April 1945, a nation awaits its... Downfall
Not since G.W. Pabst's 1956 effort, Letste Akt (The Last Act) has a German film attempted to tackle the subject of their most famous leader, Adolf Hitler. Breaking a long-standing taboo, the director, Oliver Hirschbiegel, has made a film that has sparked much debate in Germany and the rest of the world.
Downfall features an astonishing performance by Bruno Ganz as history's most notorious figure. Providing an unprecedented and controversial insider's perspective, the film is a gripping insight into the madness and desperation of Hitler in the final hours of the war as the Russian Army closes a ring around Berlin.

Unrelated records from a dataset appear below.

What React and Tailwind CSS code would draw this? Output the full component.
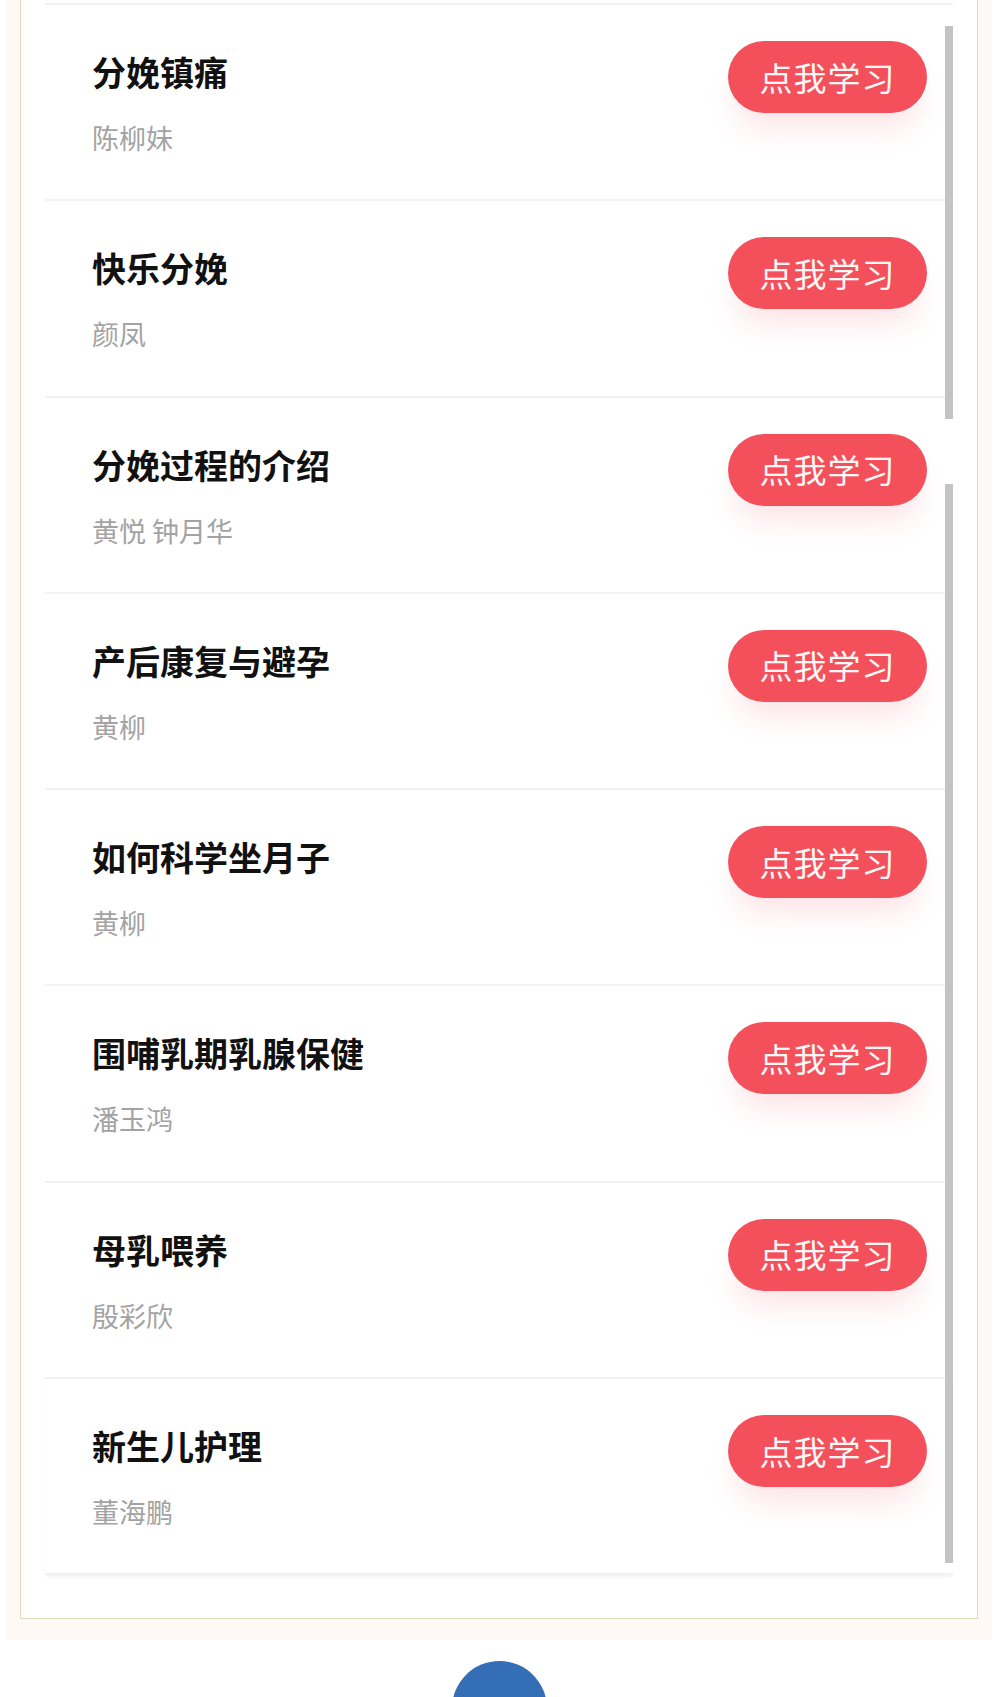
import React from 'react';

const courses = [
    { title: '分娩镇痛', teacher: '陈柳妹' },
    { title: '快乐分娩', teacher: '颜凤' },
    { title: '分娩过程的介绍', teacher: '黄悦 钟月华' },
    { title: '产后康复与避孕', teacher: '黄柳' },
    { title: '如何科学坐月子', teacher: '黄柳' },
    { title: '围哺乳期乳腺保健', teacher: '潘玉鸿' },
    { title: '母乳喂养', teacher: '殷彩欣' },
    { title: '新生儿护理', teacher: '董海鹏' },
];

const CourseRow = ({ course, last }) => (
    <div
        className={`h-[196.3px] box-border border-b-2 border-[#f2f2f2] flex justify-between items-start pl-[47px] pr-[26px] ${last ? 'shadow-[0_3px_3px_-1px_rgba(0,0,0,0.05)]' : ''}`}
    >
        <div className="pt-[47px]">
            <div className="text-[34px] leading-[40px] font-bold text-[#111111]">{course.title}</div>
            <div className="mt-[29px] text-[27px] leading-[34px] text-[#a3a3a3]">{course.teacher}</div>
        </div>
        <button className="mt-[36px] w-[199px] h-[72px] rounded-full bg-[#f4505c] text-[#fff8f6] text-[33px] leading-none tracking-[1px] shadow-[0_22px_30px_-8px_rgba(244,80,92,0.16)]">
            点我学习
        </button>
    </div>
);

const App = () => {
    return (
        <div
            className="w-full h-[1697px] overflow-hidden bg-white"
            style={{ fontFamily: '"Noto Sans CJK SC", "Noto Sans", sans-serif' }}
        >
            {/* beige frame around the course list */}
            <div className="mx-[6px] bg-[#fef9f5] px-[14px] pb-[21px]">
                <div className="bg-white border-x border-b border-[#dbd9bb] px-[24px] pt-[3px] pb-[43px]">
                    <div className="relative">
                        <div className="h-[2px] bg-[#f2f2f2]"></div>
                        {courses.map((c, i) => (
                            <CourseRow key={i} course={c} last={i === courses.length - 1} />
                        ))}

                        {/* scrollbar thumb pieces */}
                        <div className="absolute right-0 top-[23px] w-[8px] h-[393px] bg-[#c3c3c3]"></div>
                        <div className="absolute right-0 top-[481px] w-[8px] h-[1079px] bg-[#c3c3c3]"></div>
                    </div>
                </div>
            </div>

            <div className="mt-[21px] mx-auto w-[95px] h-[95px] rounded-full bg-[#346fb5]"></div>
        </div>
    );
};

export default App;
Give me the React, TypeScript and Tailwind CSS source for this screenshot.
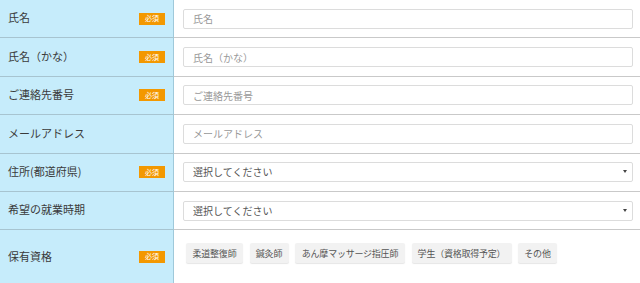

Beautifully photographed and brilliantly acted, this tour de force is at once dramatic, harrowing and remarkably authentic.
The basis for the screenplay by writer-producer Bernd Eichinger came from two key sources: Joachim Fest's book Inside Hitler's Bunker: The Last Days of The Third Reich, the recognition that the horrifying epic of Hitler and his people during his twelve years in power was reflected in those last twelve days in the bunker; and the memoirs of Hitler's private secretary, Traudl Junge, in Melissa Mueller's book, Until The Final Hour: Hitler's Last Secretary, which provided an invaluable insight into the character of the man, and those final, fatal few days of the war.